--- Start ---
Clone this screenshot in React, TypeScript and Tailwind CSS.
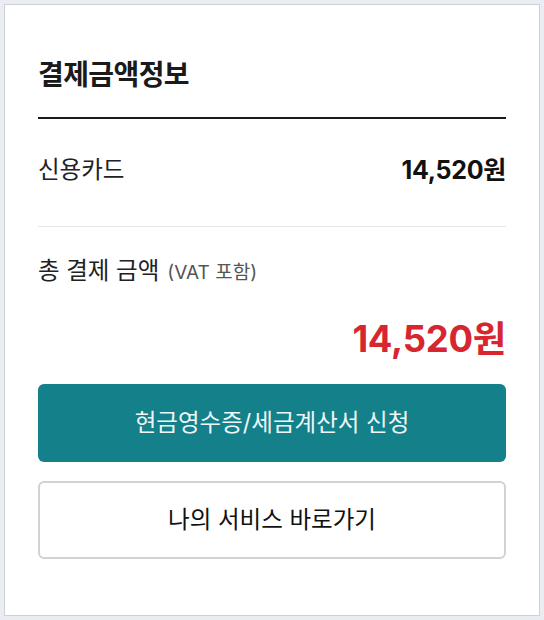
const font = { fontFamily: 'Inter, "Noto Sans CJK KR", sans-serif' };

export default function App() {
  return (
    <div className="min-h-screen bg-[#e9ecf0] p-1" style={font}>
      <div className="bg-white border border-[#cdd2d8] px-[33px] pt-[52px] h-[612px]">
        {/* 결제금액정보 */}
        <h2 className="text-[28px] font-bold text-[#1a1a1a] leading-[36px] tracking-[-0.6px]">
          결제금액정보
        </h2>
        <div className="mt-[24px] h-[2px] bg-[#1a1a1a]" />

        <div className="flex items-center justify-between h-[108px] pb-[6px] border-b border-[#e2e5e9]">
          <span className="text-[23.5px] leading-[32px] text-[#222]">신용카드</span>
          <span className="text-[25px] leading-[32px] font-bold text-[#111] tracking-[-0.3px]">14,520원</span>
        </div>

        <div className="pt-[28px]">
          <div className="flex items-baseline gap-[8px] leading-[32px]">
            <span className="text-[23.5px] text-[#222]">총 결제 금액</span>
            <span className="text-[19px] text-[#555]">(VAT 포함)</span>
          </div>
          <div className="mt-[28px] text-right text-[36.5px] font-bold text-[#d7262f] leading-[44px] tracking-[-0.3px]">
            14,520원
          </div>
        </div>

        <div className="mt-[23px] flex flex-col gap-[19px]">
          <button className="h-[78px] w-full rounded-[6px] bg-[#13808a] text-[23.5px] text-[#eef6f6]">
            현금영수증/세금계산서 신청
          </button>
          <button className="h-[78px] w-full rounded-[6px] border-2 border-[#cfd3d8] bg-white text-[23.5px] text-[#111]">
            나의 서비스 바로가기
          </button>
        </div>
      </div>
    </div>
  );
}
--- End ---
__WHAT TO PRODUCE__. Reproduce the full listing above verbatim, with no pictures included.

__FINISHED ANSWER__.
Clone this screenshot in React, TypeScript and Tailwind CSS.
const font = { fontFamily: 'Inter, "Noto Sans CJK KR", sans-serif' };

export default function App() {
  return (
    <div className="min-h-screen bg-[#e9ecf0] p-1" style={font}>
      <div className="bg-white border border-[#cdd2d8] px-[33px] pt-[52px] h-[612px]">
        {/* 결제금액정보 */}
        <h2 className="text-[28px] font-bold text-[#1a1a1a] leading-[36px] tracking-[-0.6px]">
          결제금액정보
        </h2>
        <div className="mt-[24px] h-[2px] bg-[#1a1a1a]" />

        <div className="flex items-center justify-between h-[108px] pb-[6px] border-b border-[#e2e5e9]">
          <span className="text-[23.5px] leading-[32px] text-[#222]">신용카드</span>
          <span className="text-[25px] leading-[32px] font-bold text-[#111] tracking-[-0.3px]">14,520원</span>
        </div>

        <div className="pt-[28px]">
          <div className="flex items-baseline gap-[8px] leading-[32px]">
            <span className="text-[23.5px] text-[#222]">총 결제 금액</span>
            <span className="text-[19px] text-[#555]">(VAT 포함)</span>
          </div>
          <div className="mt-[28px] text-right text-[36.5px] font-bold text-[#d7262f] leading-[44px] tracking-[-0.3px]">
            14,520원
          </div>
        </div>

        <div className="mt-[23px] flex flex-col gap-[19px]">
          <button className="h-[78px] w-full rounded-[6px] bg-[#13808a] text-[23.5px] text-[#eef6f6]">
            현금영수증/세금계산서 신청
          </button>
          <button className="h-[78px] w-full rounded-[6px] border-2 border-[#cfd3d8] bg-white text-[23.5px] text-[#111]">
            나의 서비스 바로가기
          </button>
        </div>
      </div>
    </div>
  );
}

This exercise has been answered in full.